Goering: The Rise and Fall of the Notorious Nazi Leader
Book Review
Goering: The Rise and Fall of the Notorious Nazi Leader by Roger Manvell and Heinrich Fraenkel
(Frontline Books), 2011
442pp., £17.99, paper, ISBN 978-1-84832-600-2
A decorated First World War ‘ace', president of the Reichstag, Commander-in-Chief of the Luftwaffe and Hitler's designated successor, Herman Goering was one of most capable and sinister leading figures of the Third Reich. He played a major role in Hitler's rise to power helping to secure the support of generals, financiers and industrialists and as creator of the secret police, showed formidable energy in crushing all resistance. He commanded the Luftwaffe, the mightiest air force the world had ever seen but with the failure of the Battle of Britain and the consequent cancellation of Operation Sea Lion, his influence over Nazi policy faltered. As the Second World War ended, however, Goering was a bloated shadow of his former self, an increasingly discredited figure despised by Hitler and ridiculed by his former fellow henchmen.
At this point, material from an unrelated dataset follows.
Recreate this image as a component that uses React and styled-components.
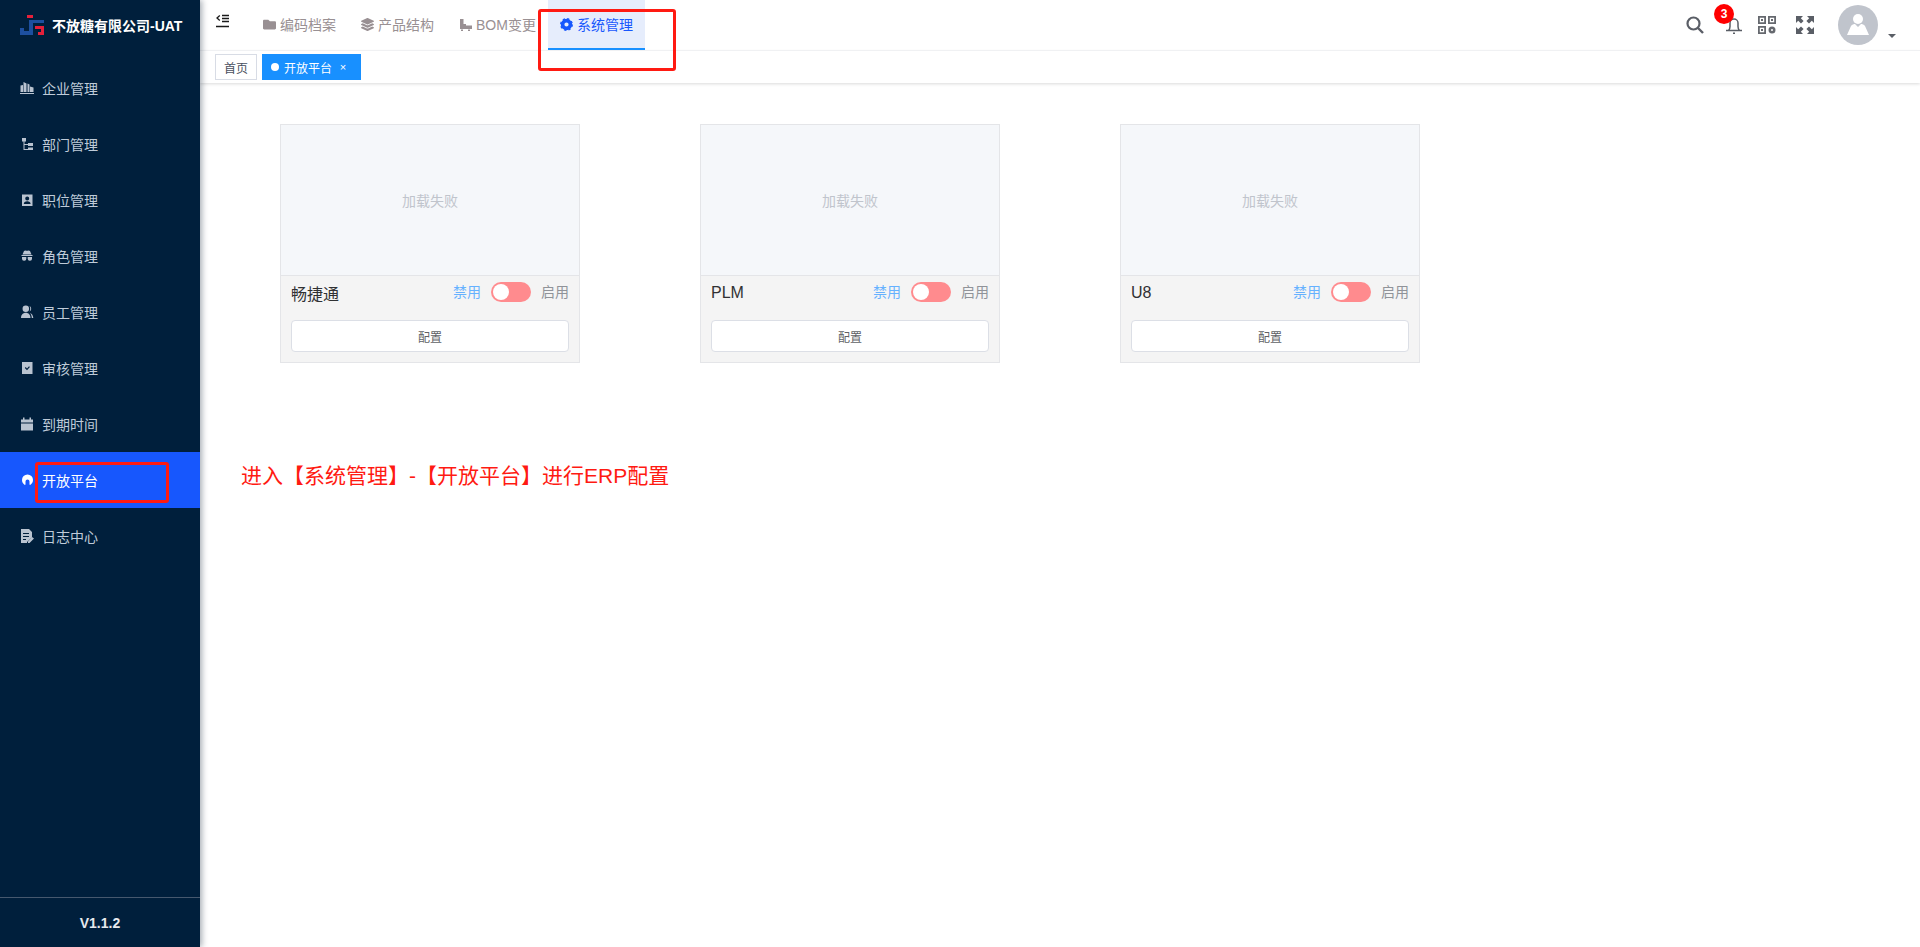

In this classic biography, Manvell and Fraenkel, who have previously collaborated on biographies of Goebbels and Himmler have drawn on interviews with members of Goering's family, his former associates, his enemies and his servants. His extravagant lifestyle and tastes, his unusual habits and uniforms, his scheming, ambition and casual brutality, are all explored in detail. The result is a readable and intimate portrayal of a dangerous and contradictory man and an insightful history of the rise and ultimate collapse of the Third Reich.